Where are these European brands today? Most have been sold on because differences in manufacturing cultures and foreign markets are not things that are easily papered over in the boardrooms where such ideas have their roots.
Hastily cobbled together campaigns to sell American iconic brands into Europe were rushed into place, but sadly the quantities were so small and so insignificant that they made no real differences to the sales ledger. Added to this, the large and traditionally boxy American designs just did not cut it in Europe where stylish, sophisticated and highly engineered cars were the norm then, and still are today.
Unfortunately the Americans just did not learn the lessons that were there for all to see. American automotive culture had become so in-bred and so inward looking, because the domestic industry believed that nothing would ever change and that foreign import volumes stateside would never become a significant factor. When you offer a customer an attractive alternative, that is a stylish foreign import, then some hard buying decisions had to be made. Once you have then lost those customers, it is harder to win them back again than it was to win them in the first place. Gone are the days of ‘once a Ford owner, always a Ford owner’. It is just that Chrysler, Ford and GM did not see the changes coming.
The American motor manufacturers’ insistence on churning out hundreds of thousands of trucks was a good thing while it lasted, but did the manufacturers not see the oil price climbing to record levels almost daily? They built their hopes on one market, the truck market. Now was that good planning, or just gambling? Surely there is life beyond trucks. One wonders what all the motor industry executives could have been thinking.
Unfortunately, the American motor manufacturers can blame no-one but themselves. If those highly paid self-styled mainly men in their ivory towers (Saturn was the exception, though GM-owned it was run by a woman) could not observe and analyse the global trends, or even try to expand their businesses into growing markets outside their own borders, then they have done their companies a grave disservice. Those in upper management should be held to account for this because, in a major way, they have themselves contributed to the dire state of the US motor industry.

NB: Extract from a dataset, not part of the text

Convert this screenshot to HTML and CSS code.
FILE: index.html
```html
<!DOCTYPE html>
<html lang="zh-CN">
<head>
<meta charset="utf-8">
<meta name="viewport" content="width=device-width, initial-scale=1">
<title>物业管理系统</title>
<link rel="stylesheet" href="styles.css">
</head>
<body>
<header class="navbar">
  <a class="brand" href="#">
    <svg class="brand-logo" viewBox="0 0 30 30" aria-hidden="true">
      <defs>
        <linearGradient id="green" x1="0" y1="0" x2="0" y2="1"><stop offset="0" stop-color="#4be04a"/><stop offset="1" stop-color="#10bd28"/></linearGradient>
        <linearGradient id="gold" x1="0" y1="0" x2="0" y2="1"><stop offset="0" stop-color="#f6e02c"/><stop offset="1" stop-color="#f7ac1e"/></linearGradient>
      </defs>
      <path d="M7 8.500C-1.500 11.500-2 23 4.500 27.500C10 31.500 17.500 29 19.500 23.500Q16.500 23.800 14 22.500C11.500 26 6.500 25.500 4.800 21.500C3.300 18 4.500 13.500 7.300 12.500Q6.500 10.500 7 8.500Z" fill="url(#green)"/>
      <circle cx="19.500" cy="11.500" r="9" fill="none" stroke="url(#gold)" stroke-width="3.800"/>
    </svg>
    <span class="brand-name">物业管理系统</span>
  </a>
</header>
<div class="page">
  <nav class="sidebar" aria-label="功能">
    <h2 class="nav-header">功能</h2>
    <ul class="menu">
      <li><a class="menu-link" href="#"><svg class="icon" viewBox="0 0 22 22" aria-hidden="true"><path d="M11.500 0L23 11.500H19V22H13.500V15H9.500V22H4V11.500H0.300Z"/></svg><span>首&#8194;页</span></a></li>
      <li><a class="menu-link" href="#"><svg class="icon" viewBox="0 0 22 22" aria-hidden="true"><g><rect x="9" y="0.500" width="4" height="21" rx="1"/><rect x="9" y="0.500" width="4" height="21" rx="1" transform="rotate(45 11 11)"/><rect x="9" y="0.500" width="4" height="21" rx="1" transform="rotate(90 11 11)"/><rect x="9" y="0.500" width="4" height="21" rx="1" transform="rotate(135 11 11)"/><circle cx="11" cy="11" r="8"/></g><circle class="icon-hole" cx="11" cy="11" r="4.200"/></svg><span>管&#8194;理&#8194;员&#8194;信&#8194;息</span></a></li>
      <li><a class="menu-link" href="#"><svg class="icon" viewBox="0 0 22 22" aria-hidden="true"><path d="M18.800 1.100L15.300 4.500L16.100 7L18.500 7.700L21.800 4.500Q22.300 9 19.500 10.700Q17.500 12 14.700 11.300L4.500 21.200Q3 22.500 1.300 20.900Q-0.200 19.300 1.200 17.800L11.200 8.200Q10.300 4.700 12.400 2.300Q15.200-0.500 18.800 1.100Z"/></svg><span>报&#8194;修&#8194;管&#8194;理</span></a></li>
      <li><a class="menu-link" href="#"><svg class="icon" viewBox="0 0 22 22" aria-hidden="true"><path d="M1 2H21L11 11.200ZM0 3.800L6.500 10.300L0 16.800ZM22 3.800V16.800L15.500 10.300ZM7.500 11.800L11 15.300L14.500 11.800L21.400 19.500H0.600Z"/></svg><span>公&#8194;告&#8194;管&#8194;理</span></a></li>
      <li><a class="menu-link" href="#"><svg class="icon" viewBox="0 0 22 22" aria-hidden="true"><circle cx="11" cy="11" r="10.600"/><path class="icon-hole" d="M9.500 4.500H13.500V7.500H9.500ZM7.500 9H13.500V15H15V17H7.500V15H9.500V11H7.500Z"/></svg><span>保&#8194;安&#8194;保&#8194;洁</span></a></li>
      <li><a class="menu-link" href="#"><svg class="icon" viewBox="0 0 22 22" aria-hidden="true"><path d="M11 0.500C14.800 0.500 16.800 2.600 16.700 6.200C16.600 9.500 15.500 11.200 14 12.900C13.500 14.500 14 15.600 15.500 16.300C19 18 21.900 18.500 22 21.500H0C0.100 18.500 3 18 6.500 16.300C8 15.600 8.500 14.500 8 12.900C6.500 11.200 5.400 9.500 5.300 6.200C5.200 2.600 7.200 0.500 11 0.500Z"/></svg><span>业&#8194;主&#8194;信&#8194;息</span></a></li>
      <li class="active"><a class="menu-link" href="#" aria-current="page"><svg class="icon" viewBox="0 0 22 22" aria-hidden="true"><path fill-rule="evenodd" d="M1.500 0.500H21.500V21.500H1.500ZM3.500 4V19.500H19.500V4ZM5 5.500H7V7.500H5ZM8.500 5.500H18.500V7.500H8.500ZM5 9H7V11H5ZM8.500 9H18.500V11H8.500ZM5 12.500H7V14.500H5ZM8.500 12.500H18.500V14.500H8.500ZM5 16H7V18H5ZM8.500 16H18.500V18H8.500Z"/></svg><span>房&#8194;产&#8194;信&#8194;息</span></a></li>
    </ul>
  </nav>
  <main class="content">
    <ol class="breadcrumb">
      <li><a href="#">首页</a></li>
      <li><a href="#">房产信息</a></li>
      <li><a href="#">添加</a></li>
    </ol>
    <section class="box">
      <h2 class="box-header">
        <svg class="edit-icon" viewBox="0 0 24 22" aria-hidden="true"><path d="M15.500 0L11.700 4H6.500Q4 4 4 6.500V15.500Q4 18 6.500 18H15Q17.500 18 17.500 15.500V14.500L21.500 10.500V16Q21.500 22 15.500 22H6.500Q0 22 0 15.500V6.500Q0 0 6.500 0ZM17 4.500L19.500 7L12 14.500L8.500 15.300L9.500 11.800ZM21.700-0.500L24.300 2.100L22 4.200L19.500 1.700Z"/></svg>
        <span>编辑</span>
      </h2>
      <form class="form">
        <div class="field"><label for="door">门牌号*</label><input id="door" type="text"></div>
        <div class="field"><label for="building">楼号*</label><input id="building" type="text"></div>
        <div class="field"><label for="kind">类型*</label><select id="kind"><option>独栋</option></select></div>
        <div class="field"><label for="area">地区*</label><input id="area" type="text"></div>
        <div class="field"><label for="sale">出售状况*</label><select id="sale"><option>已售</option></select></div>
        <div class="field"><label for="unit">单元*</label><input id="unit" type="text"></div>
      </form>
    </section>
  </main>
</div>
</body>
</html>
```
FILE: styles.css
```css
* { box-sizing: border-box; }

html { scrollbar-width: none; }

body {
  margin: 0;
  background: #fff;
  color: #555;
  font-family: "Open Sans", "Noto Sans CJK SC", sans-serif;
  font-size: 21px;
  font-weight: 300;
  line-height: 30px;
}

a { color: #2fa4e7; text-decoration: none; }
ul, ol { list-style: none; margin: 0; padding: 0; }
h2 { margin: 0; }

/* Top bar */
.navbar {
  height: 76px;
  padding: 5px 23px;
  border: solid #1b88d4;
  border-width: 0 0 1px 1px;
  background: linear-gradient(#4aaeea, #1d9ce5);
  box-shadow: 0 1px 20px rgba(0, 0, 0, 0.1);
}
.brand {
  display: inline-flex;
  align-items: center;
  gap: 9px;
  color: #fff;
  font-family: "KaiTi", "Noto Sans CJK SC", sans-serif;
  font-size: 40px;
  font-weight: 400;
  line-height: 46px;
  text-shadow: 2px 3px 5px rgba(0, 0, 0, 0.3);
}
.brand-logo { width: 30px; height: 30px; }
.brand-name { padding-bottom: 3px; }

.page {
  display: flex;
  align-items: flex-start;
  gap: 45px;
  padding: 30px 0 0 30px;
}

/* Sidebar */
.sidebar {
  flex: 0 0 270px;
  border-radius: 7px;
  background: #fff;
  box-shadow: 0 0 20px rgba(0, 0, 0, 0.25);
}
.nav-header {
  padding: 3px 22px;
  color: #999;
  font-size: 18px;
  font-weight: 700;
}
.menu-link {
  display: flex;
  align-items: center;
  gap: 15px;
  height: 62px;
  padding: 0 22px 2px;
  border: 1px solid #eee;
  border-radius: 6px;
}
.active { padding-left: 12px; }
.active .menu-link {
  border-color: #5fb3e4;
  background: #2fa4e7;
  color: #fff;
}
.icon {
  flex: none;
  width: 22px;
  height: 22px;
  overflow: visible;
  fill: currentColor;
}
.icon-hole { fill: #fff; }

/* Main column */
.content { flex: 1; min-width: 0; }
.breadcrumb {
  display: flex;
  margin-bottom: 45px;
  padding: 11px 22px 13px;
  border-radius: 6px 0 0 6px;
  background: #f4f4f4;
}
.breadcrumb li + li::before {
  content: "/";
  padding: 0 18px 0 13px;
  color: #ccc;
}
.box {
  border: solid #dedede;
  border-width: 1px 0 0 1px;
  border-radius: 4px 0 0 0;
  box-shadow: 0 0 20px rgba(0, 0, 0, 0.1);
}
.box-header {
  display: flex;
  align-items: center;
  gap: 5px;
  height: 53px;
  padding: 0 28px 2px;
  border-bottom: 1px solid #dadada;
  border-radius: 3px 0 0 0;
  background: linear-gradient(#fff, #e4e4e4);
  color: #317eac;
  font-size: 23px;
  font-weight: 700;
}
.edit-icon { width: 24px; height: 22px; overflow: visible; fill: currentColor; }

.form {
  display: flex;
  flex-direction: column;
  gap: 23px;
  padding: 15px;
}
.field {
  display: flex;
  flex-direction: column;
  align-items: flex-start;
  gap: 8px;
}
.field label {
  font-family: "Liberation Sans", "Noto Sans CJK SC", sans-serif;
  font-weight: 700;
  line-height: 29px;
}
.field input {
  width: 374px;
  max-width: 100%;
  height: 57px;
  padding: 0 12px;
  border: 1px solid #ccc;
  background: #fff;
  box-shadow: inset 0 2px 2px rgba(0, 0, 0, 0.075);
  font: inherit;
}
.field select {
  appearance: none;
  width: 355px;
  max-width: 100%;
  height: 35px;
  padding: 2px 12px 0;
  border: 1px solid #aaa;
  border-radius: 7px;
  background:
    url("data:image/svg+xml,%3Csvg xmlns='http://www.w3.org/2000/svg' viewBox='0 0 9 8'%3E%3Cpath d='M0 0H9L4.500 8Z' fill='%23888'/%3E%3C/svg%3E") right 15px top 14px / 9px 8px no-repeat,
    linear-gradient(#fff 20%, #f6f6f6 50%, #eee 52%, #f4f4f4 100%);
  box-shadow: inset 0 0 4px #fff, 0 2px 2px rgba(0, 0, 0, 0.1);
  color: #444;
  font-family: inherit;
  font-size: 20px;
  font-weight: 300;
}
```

So where to in the future? The American auto industry is a very difficult place to be in right now, because it is quite conceivable that some rich Chinese, Indian or Russian trillionaire might come along and write a cheque to buy out GM altogether, or Chrysler for that matter. But if the American government can bail out the financial sector, then they should also bail out their motor manufacturers because the alternative is too frightening. So many other companies and economies around the world are dependent on the Big Three in some way, that their blinkered attitude over the last few decades could have consequences so dire, that the aftershocks would be felt right round the globe by our children and grandchildren for many years to come.
President-elect Obama talks about creating two-million new jobs. Perhaps Barack Obama should consider the estimated three million jobs that could potentially be lost should the auto industry bail-out not be dealt with effectively, efficiently and speedily. But one cannot only point a finger at the top executives of these US companies, for governments have failed dismally in its attempts to keep their respective economies on track, to plough money back into research and development or new technology. It should be the responsibility of all large motor manufacturers to contribute to finding an alternative fuel source to replace oil, which will run out one day. If we are not ready, there will be pandemonium.
Big business and governments have let down the people and the workers of what was once a justly proud industry in America. Where once pride and confidence was carried by each and every auto worker, this is now a distant memory. Never again will the pioneering attitudes of the Henry Fords, Alfred Sloans, Louis Chevrolets and the many great automotive pioneers whose names decorate the walls of the American Automotive Hall of Fame be equalled. The American auto industry today is but a poor shadow of itself, racked by poor decision making, the bonus culture and union threats.
The future?
In order to balance the writer’s opinion, it is important to mention that I have always liked the American cars of old which were very reliable, well made, stylish and affordable. This was however true during the 1950/60s, after which the Big Three began to lose their way on most fronts, including the all-important area of engineering quality.
This is borne out by the well-known and highly respected automotive marketing commentator, Jim Wangers who said, “…. [customers have had an] incredibly good experience with the dependability and the reliability of the Toyota [and other Japanese makes], where Toyota and Honda have in this country replaced, image-wise, the momentum that used to belong exclusively to Chevrolet and Ford.”
This feature has been written with a great deal of sadness and is intended to take a constructive look at why the American auto industry has gone into free-fall over the last few decades. Recent developments forced on the global economies by the fall-out in the American sub-prime markets have just made the situation that much worse, but if truth be told, the imminent collapse of the US auto makers was probably unavoidable. But this problem goes deeper than that, as it is the Western governments who have sought to increase the money supply, who have themselves embarked on free-spending campaigns and who have encouraged the public to spend what they didn’t have. How can these senators and politicians in the US, UK and mainland Europe, stand up and report that bail-outs have historically not helped, when the US government handed out in the region of $700-billion to the banks and mortgage lenders to help them. If we should listen to these senators and congressmen, then the banking bail-out is doomed to failure.
So unfortunately, the problems facing the Big Three American automakers are two-fold. The first is one which is of their own making, that is, poor design, poor engineering quality and short-sighted marketing. The second is the crippling effects of the current global financial crisis which will probably be the final nail in the coffin for them. This scenario would make a horrifying plot for a best-selling novel, the fact that it is for real, is almost unthinkable.
Sadly though, the industry is today not run by motor men, but instead by suits who are more title conscious and concerned about their holiday homes and retirement plans than they are about pushing the boundaries of the technological envelope, like their forebears.
They are no longer hungry for progress – and therein lies the danger.